Maya Yoshida is gunning for men's football gold at the Tokyo Games, but the Japan captain is also helping the host nation develop an emerging generation of players during the Olympic tournament.

One of the three overage players in Hajime Moriyasu's squad, the 32-year-old center-back said he signed on for his second stint as Olympic captain, following the 2012 London Games, with both objectives in mind.

Maya Yoshida (5) of Japan celebrates after opening the scoring against Honduras during the first half of a warm-up match for the Tokyo Olympics on July 12, 2021, at Yodoko Sakura Stadium in Osaka. (Kyodo) ==Kyodo

"The aim of the Olympic Games in football is a bit different from other sports. The younger generation can get international match experience. That's a very important thing," said Yoshida, who also captains the senior men's national team.

"The target of course is to get the title, the medals, but at the same time try to improve the football of the young generation."

Normally contested by under-23 teams with a limited number of overage players, the age ceiling for the current Olympic men's football tournament has been raised by a year in line with the postponement of the Tokyo Games due to the coronavirus pandemic.

The young Japanese have shown plenty of promise at their home Olympics, winning all three group-stage games against South Africa, Mexico and France.

They booked their quarterfinal berth as group winners by dismantling France 4-0 at International Stadium Yokohama on Wednesday, with 20-year-old Real Madrid attacker Takefusa Kubo continuing his streak of scoring in every game of the Olympics.

Japan's Takefusa Kubo (L) opens the scoring during the first half of a Tokyo Olympic men's football Group A match against France on July 28, 2021, at International Stadium Yokohama near the capital. (Kyodo) ==Kyodo

Japan also received strong contributions from players based in the domestic J-League, including Kashima Antlers forward Ayase Ueda, Kawasaki Frontale full-back Reo Hatate, and Yokohama F Marinos striker Daizen Maeda.
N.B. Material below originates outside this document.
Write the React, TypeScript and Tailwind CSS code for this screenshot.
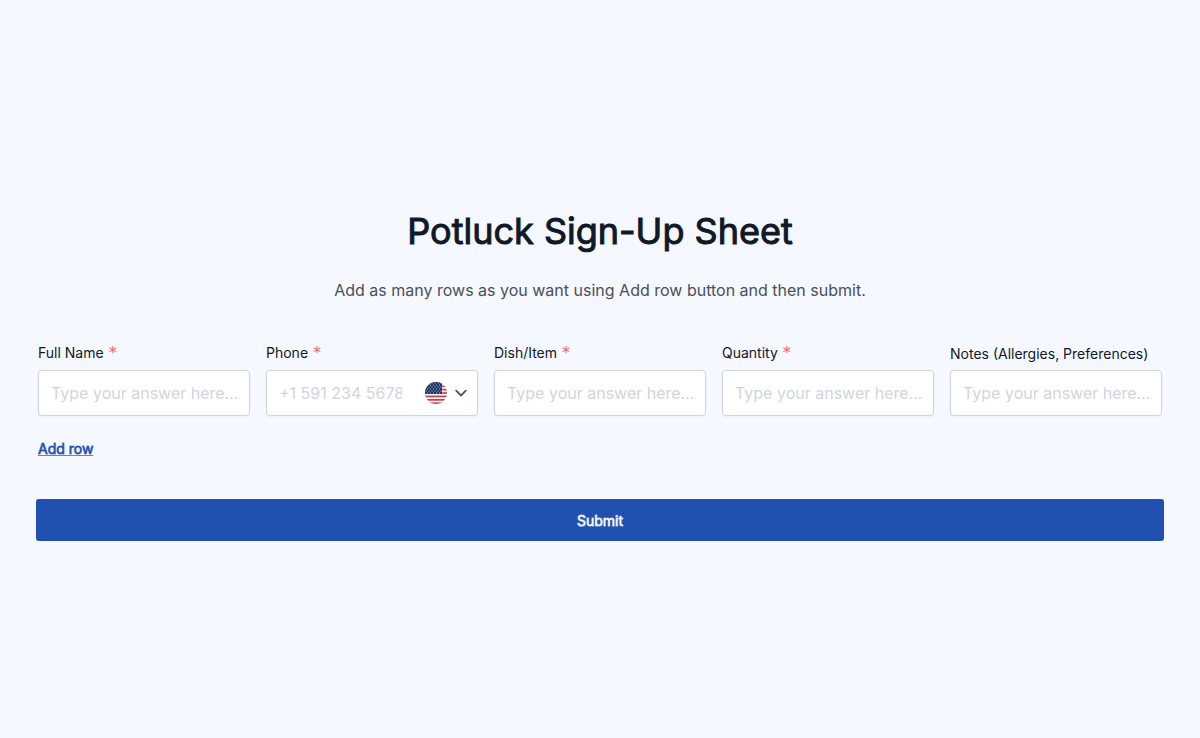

"I think this generation has good potential and a lot of talented players. But still they need to improve a lot, they need to understand where we are. And I'll try to help them," Yoshida said.

With Japan near the top of the Olympic medal table and performing strongly in a wide range events, Yoshida said he had been drawing motivation from other Japanese teams.

"I've been inspired by other (Yukiko) Ueno in the softball, and by the baseball team's play," he said.

The Sampdoria defender, who spent eight years with Southampton in the English Premier League, said he aims to remain Samurai Blue captain at least through the 2022 World Cup in Qatar and wants to help current Olympic squad members earn senior national team selection.

"I am a very realistic man. I understand my career will be not so long. So during that time, what I can do is try to help improve Japanese football," he said.

"That's the kind of job that I really like to have. And I am enjoying my time at this moment."